** Start of DATA EXTRACT **

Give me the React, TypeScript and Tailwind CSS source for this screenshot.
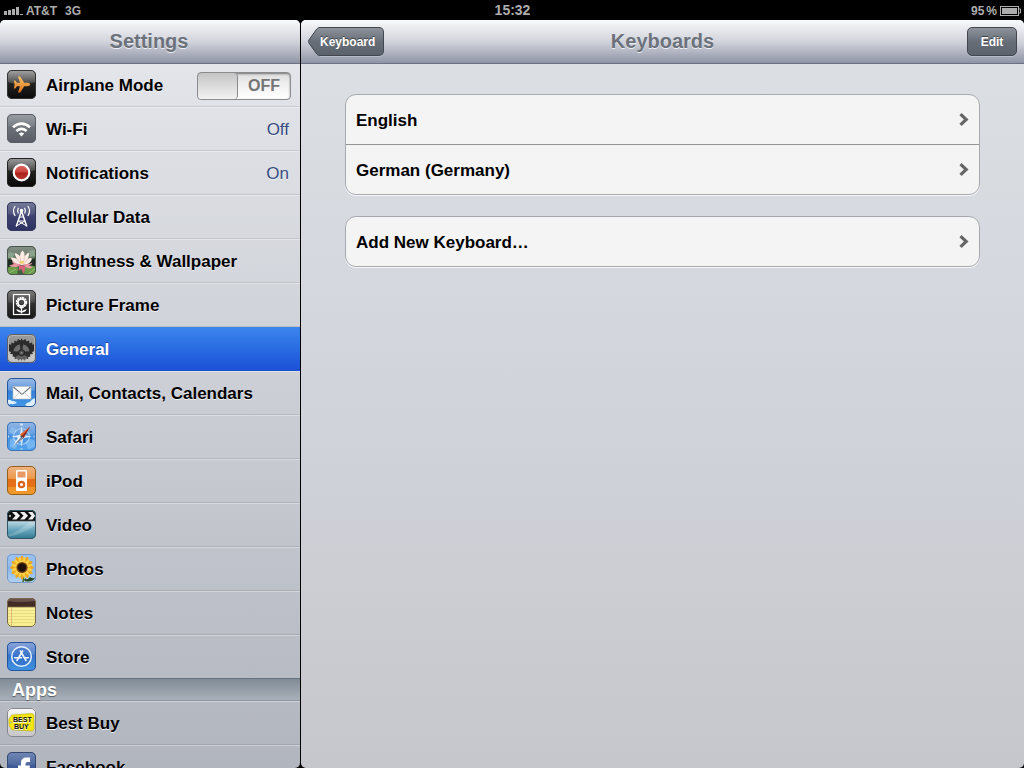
import type { ReactNode } from 'react'

type Row = {
  id: string
  label: string
  icon: ReactNode
  value?: string
  toggle?: boolean
  selected?: boolean
}

const SYSTEM_ROWS: Row[] = [
  { id: 'airplane', label: 'Airplane Mode', icon: <AirplaneIcon />, toggle: true },
  { id: 'wifi', label: 'Wi-Fi', icon: <WifiIcon />, value: 'Off' },
  { id: 'notifications', label: 'Notifications', icon: <NotificationsIcon />, value: 'On' },
  { id: 'cellular', label: 'Cellular Data', icon: <CellularIcon /> },
  { id: 'brightness', label: 'Brightness & Wallpaper', icon: <WallpaperIcon /> },
  { id: 'frame', label: 'Picture Frame', icon: <FrameIcon /> },
  { id: 'general', label: 'General', icon: <GeneralIcon />, selected: true },
  { id: 'mail', label: 'Mail, Contacts, Calendars', icon: <MailIcon /> },
  { id: 'safari', label: 'Safari', icon: <SafariIcon /> },
  { id: 'ipod', label: 'iPod', icon: <IpodIcon /> },
  { id: 'video', label: 'Video', icon: <VideoIcon /> },
  { id: 'photos', label: 'Photos', icon: <PhotosIcon /> },
  { id: 'notes', label: 'Notes', icon: <NotesIcon /> },
  { id: 'store', label: 'Store', icon: <StoreIcon /> },
]

const APP_ROWS: Row[] = [
  { id: 'bestbuy', label: 'Best Buy', icon: <BestBuyIcon /> },
  { id: 'facebook', label: 'Facebook', icon: <FacebookIcon /> },
]

const KEYBOARD_GROUPS = [['English', 'German (Germany)'], ['Add New Keyboard…']]

export default function App() {
  return (
    <div className="flex h-screen flex-col overflow-hidden bg-black font-['Liberation_Sans',Arial,sans-serif]">
      <StatusBar />
      <div className="flex min-h-0 flex-1 gap-px">
        {/* Settings list */}
        <aside className="flex w-[300px] shrink-0 flex-col overflow-hidden rounded-[5px] bg-linear-to-b from-[#e6e8ec] to-[#b1b5be]">
          <header className="flex h-11 shrink-0 items-center justify-center border-b border-[#6d7384] bg-linear-to-b from-[#f8f9fa] via-[#d2d4dc] to-[#9095a6] pr-0.5">
            <Title>Settings</Title>
          </header>
          <nav className="min-h-0 flex-1 overflow-y-auto [scrollbar-width:none]">
            <ul className="-mt-px">
              {SYSTEM_ROWS.map((row) => (
                <SettingsRow key={row.id} row={row} />
              ))}
            </ul>
            <h2 className="-mt-px flex h-[23px] items-center border-t border-b border-t-[#67727e] border-b-[#8d949d] bg-linear-to-b from-[#818c97] to-[#a9b0b9] pl-3 text-lg font-bold text-white [text-shadow:0_1px_1px_#555c66]">
              Apps
            </h2>
            <ul>
              {APP_ROWS.map((row) => (
                <SettingsRow key={row.id} row={row} />
              ))}
            </ul>
          </nav>
        </aside>

        {/* Keyboards pane */}
        <main className="flex min-w-0 flex-1 flex-col overflow-hidden rounded-[5px] bg-linear-to-b from-[#dde1e5] via-[#d1d4db] to-[#c6c7cc]">
          <header className="grid h-11 shrink-0 grid-cols-[1fr_auto_1fr] items-center border-b border-[#6d7384] bg-linear-to-b from-[#f8f9fa] via-[#d2d4dc] to-[#9095a6] px-[7px]">
            <BackButton label="Keyboard" />
            <Title>Keyboards</Title>
            <button
              type="button"
              className="h-[29px] w-[50px] justify-self-end rounded-[5px] border border-[#42474f] bg-linear-to-b from-[#8f949b] via-[#686e78] to-[#5b626c] text-xs font-bold text-white shadow-[0_1px_0_#b9bdc9] [text-shadow:0_-1px_0_#3f444b]"
            >
              Edit
            </button>
          </header>
          <div className="flex flex-col gap-[21px] px-11 pt-[30px]">
            {KEYBOARD_GROUPS.map((group) => (
              <ul
                key={group[0]}
                className="divide-y divide-[#929498] rounded-[11px] border border-[#a6a9ae] bg-[#f4f4f4] shadow-[0_1px_0_#f4f6f9]"
              >
                {group.map((label) => (
                  <li key={label} className="h-[50px] last:h-[49px]">
                    <a
                      href="#keyboard"
                      className="flex h-full items-center justify-between px-2.5 text-[17px] font-bold text-black"
                    >
                      <span className="pt-0.5 leading-6">{label}</span>
                      <Chevron />
                    </a>
                  </li>
                ))}
              </ul>
            ))}
          </div>
        </main>
      </div>
    </div>
  )
}

function StatusBar() {
  return (
    <div className="grid h-5 shrink-0 grid-cols-[1fr_auto_1fr] items-center bg-black pr-[3px] pl-1 text-xs font-bold text-[#adadad]">
      <div className="flex items-center">
        <svg width="19" height="8" viewBox="0 0 19 8" fill="#adadad" aria-hidden="true">
          <rect x="0" y="4" width="3" height="4" />
          <rect x="4" y="3" width="3" height="5" />
          <rect x="8" y="2" width="3" height="6" />
          <rect x="12" y="0" width="3" height="8" />
          <rect x="16" y="7" width="3" height="1" />
        </svg>
        <span className="ml-[3px]">AT&amp;T</span>
        <span className="ml-2">3G</span>
      </div>
      <span className="pb-0.5 text-sm">15:32</span>
      <div className="flex items-center justify-end">
        <span>95</span>
        <span className="mr-[3px] ml-0.5">%</span>
        <svg width="21" height="10" viewBox="0 0 21 10" aria-hidden="true">
          <rect x="0.5" y="0.5" width="18" height="9" fill="none" stroke="#adadad" />
          <rect x="2" y="2" width="15" height="6" fill="#adadad" />
          <path d="M19 3h1.5v4H19" fill="none" stroke="#adadad" />
        </svg>
      </div>
    </div>
  )
}

function Title({ children }: { children: ReactNode }) {
  return (
    <h1 className="pb-0.5 text-xl font-bold text-[#6c727b] [text-shadow:0_1px_0_#eceef2]">
      {children}
    </h1>
  )
}

function BackButton({ label }: { label: string }) {
  return (
    <button
      type="button"
      className="flex h-[29px] items-center justify-self-start text-xs font-bold text-white [text-shadow:0_-1px_0_#3f444b]"
    >
      <svg width="12" height="29" viewBox="0 0 12 29" aria-hidden="true">
        <defs>
          <linearGradient id="back" x1="0" y1="0" x2="0" y2="1">
            <stop offset="0" stopColor="#8f949b" />
            <stop offset="0.5" stopColor="#686e78" />
            <stop offset="1" stopColor="#5b626c" />
          </linearGradient>
        </defs>
        <path
          d="M12 0.5C10 0.5 9 1.5 8 3L0.7 13.3Q0.2 14.5 0.7 15.7L8 26C9 27.5 10 28.5 12 28.5"
          fill="url(#back)"
          stroke="#42474f"
        />
      </svg>
      <span className="flex h-full items-center rounded-r-[5px] border border-l-0 border-[#42474f] bg-linear-to-b from-[#8f949b] via-[#686e78] to-[#5b626c] pr-2 shadow-[0_1px_0_#b9bdc9]">
        {label}
      </span>
    </button>
  )
}

function Chevron() {
  return (
    <svg width="10" height="13" viewBox="0 0 10 13" aria-hidden="true">
      <path d="M1.5 1.2L7.2 6.5L1.5 11.8" fill="none" stroke="#666" strokeWidth="3.2" />
    </svg>
  )
}

function SettingsRow({ row }: { row: Row }) {
  const content = (
    <>
      {row.icon}
      <span className="flex-1 pt-0.5 leading-6">{row.label}</span>
    </>
  )
  return (
    <li
      className={
        row.selected
          ? 'h-11 border-y border-transparent bg-linear-to-b from-[#3c85ee] to-[#1b4fd6] bg-origin-border text-white [text-shadow:0_-1px_0_#1c4293]'
          : 'h-11 border-t border-b border-t-white/35 border-b-black/10 text-black [text-shadow:0_1px_0_#f1f2f4]'
      }
    >
      {row.toggle ? (
        <label className="flex h-full items-center gap-2.5 pr-[9px] pb-px pl-[7px] text-[17px] font-bold">
          {content}
          <input type="checkbox" role="switch" className="peer sr-only" />
          <span className="mt-0.5 flex h-7 w-[94px] overflow-hidden rounded-[4px] border border-[#8a8b8e] bg-linear-to-b from-[#dcdcdc] via-[#f2f2f2] to-white shadow-[inset_0_1px_2px_#777]">
            <span className="w-10 rounded-[4px] border-r border-[#8a8b8e] bg-linear-to-b from-[#c4c4c4] to-[#f3f3f3]" />
            <span className="flex flex-1 items-center justify-center text-base text-[#747474]">
              OFF
            </span>
          </span>
        </label>
      ) : (
        <a
          href={`#${row.id}`}
          className="flex h-full items-center gap-2.5 pr-[11px] pb-px pl-[7px] text-[17px] font-bold"
        >
          {content}
          {row.value && (
            <span className="pt-0.5 leading-6 font-normal text-[#374c80]">{row.value}</span>
          )}
        </a>
      )}
    </li>
  )
}

// Rounded 29px tile shared by every row icon
function Tile({
  id,
  from,
  to,
  border,
  gloss = 0.25,
  children,
}: {
  id: string
  from: string
  to: string
  border: string
  gloss?: number
  children: ReactNode
}) {
  return (
    <svg width="29" height="29" viewBox="0 0 29 29" className="shrink-0" aria-hidden="true">
      <defs>
        <linearGradient id={`${id}-bg`} x1="0" y1="0" x2="0" y2="1">
          <stop offset="0" stopColor={from} />
          <stop offset="1" stopColor={to} />
        </linearGradient>
        <linearGradient id={`${id}-gloss`} x1="0" y1="0" x2="0" y2="1">
          <stop offset="0" stopColor="#fff" stopOpacity={gloss * 1.8} />
          <stop offset="1" stopColor="#fff" stopOpacity={gloss * 0.5} />
        </linearGradient>
        <clipPath id={`${id}-clip`}>
          <rect width="29" height="29" rx="5" />
        </clipPath>
      </defs>
      <g clipPath={`url(#${id}-clip)`}>
        <rect width="29" height="29" fill={`url(#${id}-bg)`} />
        <path d="M0 0H29V12Q14.5 16 0 12Z" fill={`url(#${id}-gloss)`} />
        {children}
      </g>
      <rect x="0.5" y="0.5" width="28" height="28" rx="4.5" fill="none" stroke={border} />
    </svg>
  )
}

function AirplaneIcon() {
  return (
    <Tile id="airplane" from="#3c3c3c" to="#080808" border="#333" gloss={0.3}>
      <defs>
        <linearGradient id="plane" x1="0" y1="0" x2="0" y2="1">
          <stop offset="0" stopColor="#f6c468" />
          <stop offset="1" stopColor="#e0701a" />
        </linearGradient>
      </defs>
      <path
        d="M23.2 14.5C23.2 15.7 21.5 16.2 20 16.2H17.2L13.2 22.6H11L13 16.2H10L8.3 18.6H6.8L7.6 14.5L6.8 10.4H8.3L10 12.8H13L11 6.4H13.2L17.2 12.8H20C21.5 12.8 23.2 13.3 23.2 14.5Z"
        fill="url(#plane)"
      />
    </Tile>
  )
}

function WifiIcon() {
  return (
    <Tile id="wifi" from="#7f848b" to="#565b65" border="#5a5f67" gloss={0.12}>
      <g fill="none" stroke="#fff" strokeWidth="2.6">
        <path d="M6 13.2Q14.5 6.2 23 13.2" />
        <path d="M9.4 17Q14.5 12.8 19.6 17" />
      </g>
      <path d="M11.8 19.6Q14.5 17.6 17.2 19.6L14.5 22.4Z" fill="#fff" />
    </Tile>
  )
}

function NotificationsIcon() {
  return (
    <Tile id="notif" from="#3a3a3a" to="#060606" border="#222" gloss={0.28}>
      <defs>
        <linearGradient id="red" x1="0" y1="0" x2="0" y2="1">
          <stop offset="0" stopColor="#dd6b64" />
          <stop offset="0.48" stopColor="#cb443d" />
          <stop offset="0.52" stopColor="#ab1f1c" />
          <stop offset="1" stopColor="#c03a31" />
        </linearGradient>
      </defs>
      <circle cx="14.5" cy="14.5" r="7.8" fill="url(#red)" stroke="#fff" strokeWidth="2.2" />
    </Tile>
  )
}

function CellularIcon() {
  return (
    <Tile id="cell" from="#4b5078" to="#2d3264" border="#33385c" gloss={0.14}>
      <g fill="none" stroke="#fff">
        <path d="M14.5 9L9.2 24.5M14.5 9L19.8 24.5" strokeWidth="1.5" />
        <path d="M12.6 15H16.4M11.2 19H17.8M11.2 19L18.8 23.5M17.8 19L10.2 23.5" strokeWidth="1" />
        <path d="M11.4 5.8Q10 8.7 11.4 11.6M17.6 5.8Q19 8.7 17.6 11.6" strokeWidth="1.2" />
        <path d="M8.2 4Q4.8 8.8 8.2 14M20.8 4Q24.2 8.8 20.8 14" strokeWidth="1.2" />
      </g>
      <circle cx="14.5" cy="8.6" r="1.8" fill="#fff" />
    </Tile>
  )
}

function WallpaperIcon() {
  return (
    <Tile id="wall" from="#566459" to="#41633a" border="#4a5549" gloss={0.16}>
      <path d="M0 7Q5 5 8 8L5 12L0 12ZM22 5L29 3V10L23 11Z" fill="#8aa28c" />
      <path d="M0 13L9 15L7 20L0 22ZM20 15L29 12V20L21 20Z" fill="#1e2b22" />
      <path d="M0 22Q7 18 11 22L10 29H0ZM18 21Q24 18 29 21V29H17Z" fill="#6a9c4c" />
      <path d="M0 28L9 23M20 29L28 23" stroke="#a5c67c" strokeWidth="0.8" />
      <path
        d="M14.5 19Q5 18 4 11.5Q7.5 11 10 13Q7.5 9.5 8 7Q11 7.5 13 10.5Q13 6.5 15.5 4.5Q18 6.5 17.5 10.5Q20 7 22 6.5Q22.5 10 20.5 13Q23 11.5 25 12.5Q24 18.5 15.5 19Z"
        fill="#fbebe2"
      />
      <path
        d="M13 10.5Q13.2 14 14 17M17.5 10.5Q17.2 14 16.2 17M10 13Q11.5 16 13.5 17.5M20.5 13Q19 16 17 17.5"
        fill="none"
        stroke="#eab7b0"
        strokeWidth="0.7"
      />
      <path
        d="M5 14.5Q8 18 14.5 18.5L11 20.5Q6 22 2 19.5Q5 18.5 7 18Q5 16.5 5 14.5ZM25.5 16.5Q23 18 16 18.5L18 21Q22 23.5 25.5 21.5Q24 20 22 19.5Q25 18.5 25.5 16.5Z"
        fill="#e995a2"
      />
      <path d="M11.5 19.5H18.5Q17.5 22 18 24L16.5 28L14.5 23L11.5 24.5Q12.5 22 11.5 19.5Z" fill="#d9657b" />
      <ellipse cx="15" cy="16.5" rx="2.6" ry="1.4" fill="#f1ce72" />
    </Tile>
  )
}

function FrameIcon() {
  return (
    <Tile id="frame" from="#484848" to="#161616" border="#343434" gloss={0.16}>
      <rect x="6.5" y="4.5" width="16" height="20" fill="none" stroke="#fff" strokeWidth="1.2" />
      <g stroke="#fff" fill="none">
        <circle cx="14.5" cy="12.5" r="4.7" strokeWidth="2" strokeDasharray="1.9 0.56" />
        <circle cx="14.5" cy="12.5" r="3.5" strokeWidth="1.7" />
        <path d="M14.5 17V23.5" strokeWidth="1.4" />
        <path
          d="M14.5 22.2Q13.5 20 9.5 19.5Q10.5 22.5 14.5 22.2Q18.5 22.5 19.5 19.5Q15.5 20 14.5 22.2Z"
          fill="#fff"
          strokeWidth="0.3"
        />
      </g>
    </Tile>
  )
}

function GeneralIcon() {
  return (
    <Tile id="general" from="#9d9d9d" to="#7b7b7b" border="#5c5e61" gloss={0}>
      <path
        d="M2 20V10L4 11L4.5 8.5L7 9.5L7.5 6.5L10 7.5L11 5L13.5 6.5L14.5 4.5L16 6.5L18.5 5L19.5 7.5L22 6.5L22.5 9.5L25 8.5L25.5 11L27 10V20Z"
        fill="#2b2b2b"
      />
      <circle cx="14.5" cy="18.5" r="9.2" fill="#2d2d2d" />
      <path
        d="M6.5 17.2A8 8 0 0 1 12.8 10.6L13.5 15.2Q11.8 15.8 11.2 17.6ZM22.5 17.2A8 8 0 0 0 16.2 10.6L15.5 15.2Q17.2 15.8 17.8 17.6Z"
        fill="#6f6f6f"
      />
      <path d="M8 23L12 20.8Q14.5 23 17 20.8L21 23L18 26H11Z" fill="#5f5f5f" />
      <circle cx="14.5" cy="18.8" r="3" fill="#4a4a4a" stroke="#1d1d1d" strokeWidth="0.8" />
      <circle cx="14.5" cy="18.8" r="1.1" fill="#888" />
      <path
        d="M1 17L4 18L3 20L6 20.5L5 22.5L8 23L7.5 25L10.500 24.5L11 26.5L13.5 25L14.5 26.5L15.5 25L18 26.5L18.5 24.5L21.5 25L21 23L24 22.5L23 20.5L26 20L25 18L28 17V28H1Z"
        fill="#cdcdcd"
        fillOpacity="0.9"
      />
      <rect x="1.5" y="1.5" width="26" height="26" rx="3.5" fill="none" stroke="#bdbdbd" strokeOpacity="0.8" />
    </Tile>
  )
}

function MailIcon() {
  return (
    <Tile id="mail" from="#2d70cb" to="#4397e6" border="#275799" gloss={0.3}>
      <path
        d="M0 22Q3 21 5 23Q8 22.5 10 25Q7 26.5 4 26L0 27ZM18 27Q20 24 23 24Q25 20.5 29 20V28H20Z"
        fill="#def1fd"
      />
      <rect x="6" y="8.5" width="18" height="12.5" fill="#fafafa" stroke="#b8bcc4" strokeWidth="0.6" />
      <path d="M6.5 9L14 15.6Q15 16.4 16 15.6L23.5 9" fill="none" stroke="#6f7580" strokeWidth="1.1" />
      <path d="M6.5 20.6L12.5 14.5M23.5 20.6L17.5 14.5" stroke="#c5c8ce" strokeWidth="0.8" />
    </Tile>
  )
}

function SafariIcon() {
  return (
    <Tile id="safari" from="#3778cd" to="#53a4ef" border="#3e73b4" gloss={0.26}>
      <path
        d="M3 17Q8 15 10 19T8 27L3 25ZM18 20Q24 15 28 19V25L21 27ZM5 5L10 8L6 12L2 10Z"
        fill="#a4d5fa"
        fillOpacity="0.45"
      />
      <circle cx="14.5" cy="14.5" r="8" fill="none" stroke="#d7edff" strokeWidth="1.2" strokeOpacity="0.6" />
      <path
        d="M14.5 4L16.2 12.8L25 14.5L16.2 16.2L14.5 25L12.8 16.2L4 14.5L12.8 12.8Z"
        fill="#e9f5ff"
        fillOpacity="0.85"
      />
      <path
        d="M13.8 3.5V1.5L15.2 3.5V1.5M13.5 27H15.5M1.5 13.5V15.5M27 13.5V15.5"
        stroke="#eef8ff"
        strokeWidth="0.8"
        fill="none"
      />
      <path d="M23.2 4.5L16.6 16L12.9 12.6Z" fill="#e3602f" />
      <path d="M23.2 4.5L16.6 16L14.5 14.5Z" fill="#8a2f22" />
      <path d="M5.8 24.5L12.6 13L16.3 16.4Z" fill="#f5f7f9" />
      <path d="M5.8 24.5L14.5 14.5L16.3 16.4Z" fill="#7d8ba0" />
      <circle cx="14.5" cy="14.5" r="1.1" fill="#444" />
    </Tile>
  )
}

function IpodIcon() {
  return (
    <Tile id="ipod" from="#e27b2a" to="#f29a2a" border="#91601b" gloss={0.24}>
      <path d="M0 13H29V21H0Z" fill="#dc5207" fillOpacity="0.5" />
      <rect x="9" y="4" width="11" height="21" rx="1" fill="#fff" />
      <rect x="10.5" y="5.5" width="8" height="6" fill="#e89862" />
      <circle cx="14.5" cy="18.5" r="2.7" fill="none" stroke="#dd631a" strokeWidth="2.2" />
    </Tile>
  )
}

function VideoIcon() {
  return (
    <Tile id="video" from="#5398b0" to="#2e7690" border="#345664" gloss={0}>
      <defs>
        <linearGradient id="film" x1="0" y1="0" x2="0" y2="1">
          <stop offset="0" stopColor="#bfdae4" />
          <stop offset="0.5" stopColor="#66a5bb" />
          <stop offset="1" stopColor="#2f7891" />
        </linearGradient>
      </defs>
      <rect y="11" width="29" height="18" fill="url(#film)" />
      <path d="M0 25Q13 21 24 11H29V14Q18 24 0 27Z" fill="#fff" fillOpacity="0.2" />
      <rect width="29" height="11" fill="#0d0d0d" />
      <path
        d="M5 2H9.5L13 5.8L9.5 9.5H5L8.5 5.8ZM13 2H17.5L21 5.8L17.5 9.5H13L16.5 5.8ZM21 2H25.5L28 5.5V6L25.5 9.5H21L24.5 5.8Z"
        fill="#f0f0f0"
      />
      <circle cx="3" cy="6" r="1.2" fill="#aaa" />
      <path d="M0 10.8H29" stroke="#333" />
    </Tile>
  )
}

function PhotosIcon() {
  return (
    <Tile id="photos" from="#5b9ae8" to="#b3d3f2" border="#7898c4" gloss={0.22}>
      <path d="M15 19Q17 24 16 29" stroke="#47732b" strokeWidth="1.6" fill="none" />
      <path d="M18 24Q20 27 23 23Q25 25 28 23.5Q27 27 22 27.5Q18 28 17 26Z" fill="#294820" />
      <g fill="#f1a71b">
        {[0, 30, 60, 90, 120, 150].map((deg) => (
          <ellipse key={deg} cx="15" cy="13.5" rx="2.8" ry="12" transform={`rotate(${deg} 15 13.5)`} />
        ))}
      </g>
      <g fill="#fad046">
        {[15, 45, 75, 105, 135, 165].map((deg) => (
          <ellipse key={deg} cx="15" cy="13.5" rx="1.9" ry="11" transform={`rotate(${deg} 15 13.5)`} />
        ))}
      </g>
      <circle cx="15" cy="13.5" r="5.6" fill="#7a4312" />
      <circle cx="15" cy="13.5" r="4.2" fill="#1e120b" />
    </Tile>
  )
}

function NotesIcon() {
  return (
    <Tile id="notes" from="#fbf2a3" to="#f8ee8b" border="#76674c" gloss={0}>
      <path d="M0 12.5H29M0 15.5H29M0 18.5H29M0 21.5H29M0 24.5H29" stroke="#e0d583" strokeWidth="0.8" />
      <path d="M4.5 9V29" stroke="#dfac6c" strokeWidth="0.8" />
      <rect width="29" height="9" fill="#432b26" />
      <path d="M0 0H29V3Q14 5 0 3Z" fill="#6a524c" />
      <path d="M0 9.3H29" stroke="#c2b370" />
    </Tile>
  )
}

function StoreIcon() {
  return (
    <Tile id="store" from="#2c59b8" to="#3f94e2" border="#28549d" gloss={0.25}>
      <circle cx="14.5" cy="14.5" r="9.8" fill="#306ac7" fillOpacity="0.5" stroke="#e6f0fc" strokeWidth="1.5" />
      <g stroke="#f2f7fe" strokeWidth="1.6" fill="none" strokeLinecap="round">
        <path d="M15.6 9L10 18.5M13.4 9L19 18.5" />
        <path d="M7.6 15.8H14.6M17.8 15.8H21.4" />
      </g>
    </Tile>
  )
}

function BestBuyIcon() {
  return (
    <Tile id="bestbuy" from="#f4f4f4" to="#c5c5c8" border="#84868b" gloss={0.2}>
      <path
        d="M1.8 11.5L4.8 7L25 5.5L27 7V21L25.5 23L5 22L2.2 18Z"
        fill="#f5e610"
        stroke="#a99c00"
        strokeWidth="0.5"
      />
      <circle cx="3.9" cy="14.5" r="0.7" fill="#fff" stroke="#333" strokeWidth="0.3" />
      <g fontFamily="Liberation Sans, sans-serif" fontWeight="bold" fill="#111">
        <text x="6" y="13.5" fontSize="7">
          BEST
        </text>
        <text x="7" y="21" fontSize="7">
          BUY
        </text>
      </g>
    </Tile>
  )
}

function FacebookIcon() {
  return (
    <Tile id="facebook" from="#4b67a2" to="#344f88" border="#35496f" gloss={0.12}>
      <path
        d="M14 29V18H11V13.5H14V11Q14 5.5 19.5 5.5H23V10H20.5Q18.5 10 18.5 12V13.5H23L22.3 18H18.5V29Z"
        fill="#fff"
      />
    </Tile>
  )
}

** End of DATA EXTRACT **

* SHORT PROBLEM *
From the first line above through the line containing "const KEYBOARD_GROUPS = [['English', 'German", copy everything exactly, without the pictures.

* FULL ANSWER *
Give me the React, TypeScript and Tailwind CSS source for this screenshot.
import type { ReactNode } from 'react'

type Row = {
  id: string
  label: string
  icon: ReactNode
  value?: string
  toggle?: boolean
  selected?: boolean
}

const SYSTEM_ROWS: Row[] = [
  { id: 'airplane', label: 'Airplane Mode', icon: <AirplaneIcon />, toggle: true },
  { id: 'wifi', label: 'Wi-Fi', icon: <WifiIcon />, value: 'Off' },
  { id: 'notifications', label: 'Notifications', icon: <NotificationsIcon />, value: 'On' },
  { id: 'cellular', label: 'Cellular Data', icon: <CellularIcon /> },
  { id: 'brightness', label: 'Brightness & Wallpaper', icon: <WallpaperIcon /> },
  { id: 'frame', label: 'Picture Frame', icon: <FrameIcon /> },
  { id: 'general', label: 'General', icon: <GeneralIcon />, selected: true },
  { id: 'mail', label: 'Mail, Contacts, Calendars', icon: <MailIcon /> },
  { id: 'safari', label: 'Safari', icon: <SafariIcon /> },
  { id: 'ipod', label: 'iPod', icon: <IpodIcon /> },
  { id: 'video', label: 'Video', icon: <VideoIcon /> },
  { id: 'photos', label: 'Photos', icon: <PhotosIcon /> },
  { id: 'notes', label: 'Notes', icon: <NotesIcon /> },
  { id: 'store', label: 'Store', icon: <StoreIcon /> },
]

const APP_ROWS: Row[] = [
  { id: 'bestbuy', label: 'Best Buy', icon: <BestBuyIcon /> },
  { id: 'facebook', label: 'Facebook', icon: <FacebookIcon /> },
]

const KEYBOARD_GROUPS = [['English', 'German (Germany)'], ['Add New Keyboard…']]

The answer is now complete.